L'un au moins des théoriciens contemporains de la Terre creuse concave, le mathématicien égyptien Mostafa Abdelkader, a étudié les adaptations des lois de la physique qui en sont la conséquence, notamment dans les domaines de la gravitation et de l'optique. Divers articles scientifiques dont il est l'auteur décrivent en détail son modèle de Terre concave.

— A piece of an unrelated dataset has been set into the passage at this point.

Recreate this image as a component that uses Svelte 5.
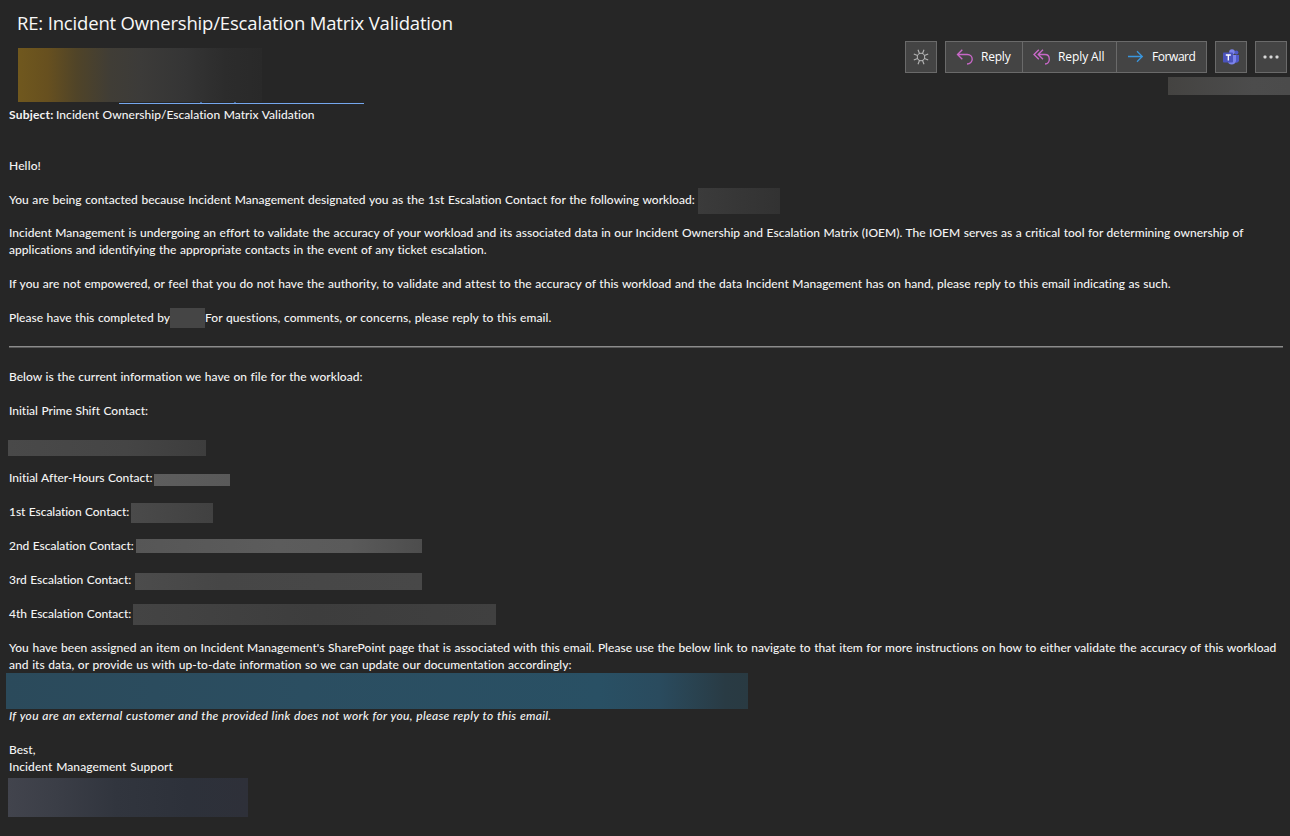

Dans l'un des chapitres de son livre On the Wild Side (1992), Martin Gardner examine le modèle développé par Abdelkader. Selon Gardner, cette théorie pose comme principe que les rayons lumineux se déplacent selon des trajets circulaires, et ralentissent lorsqu'ils se rapprochent du centre de la caverne remplie d'étoiles. Aucune énergie ne peut atteindre le centre de la caverne, qui ne correspond à aucun point situé à distance finie de la Terre dans la cosmologie couramment acceptée par la communauté scientifique. En outre, les dimensions des objets varient selon leur distance au centre de la caverne. Aucune expérimentation ne permettrait de conclure à la validité de l'une quelconque des deux cosmologies. Martin Gardner note que « la plupart des mathématiciens croient qu'un univers inversé, avec des lois physiques correctement adaptées, est empiriquement irréfutable ». Cependant, Gardner rejette la théorie de la Terre creuse concave, non parce que sa fausseté serait démontrée, mais en vertu du « principe de simplicité » couramment appelé rasoir d'Ockham.

Il est bien sûr toujours possible de définir une transformation mathématique des coordonnées telle que l'intérieur de la Terre devient l'extérieur, et réciproquement. Par exemple, dans un système de coordonnées sphériques, la transformation (appelée inversion) dans laquelle le rayon r deviendrait R²/r (où R est le rayon de la Terre) laisserait inchangés les points à la surface de la Terre, mais placerait au centre de la caverne les points à l'infini de l'univers classique. De telles transformations demanderaient que les lois physiques soient modifiées en conséquence. Le consensus scientifique suggère que de telles théories tendent au sophisme.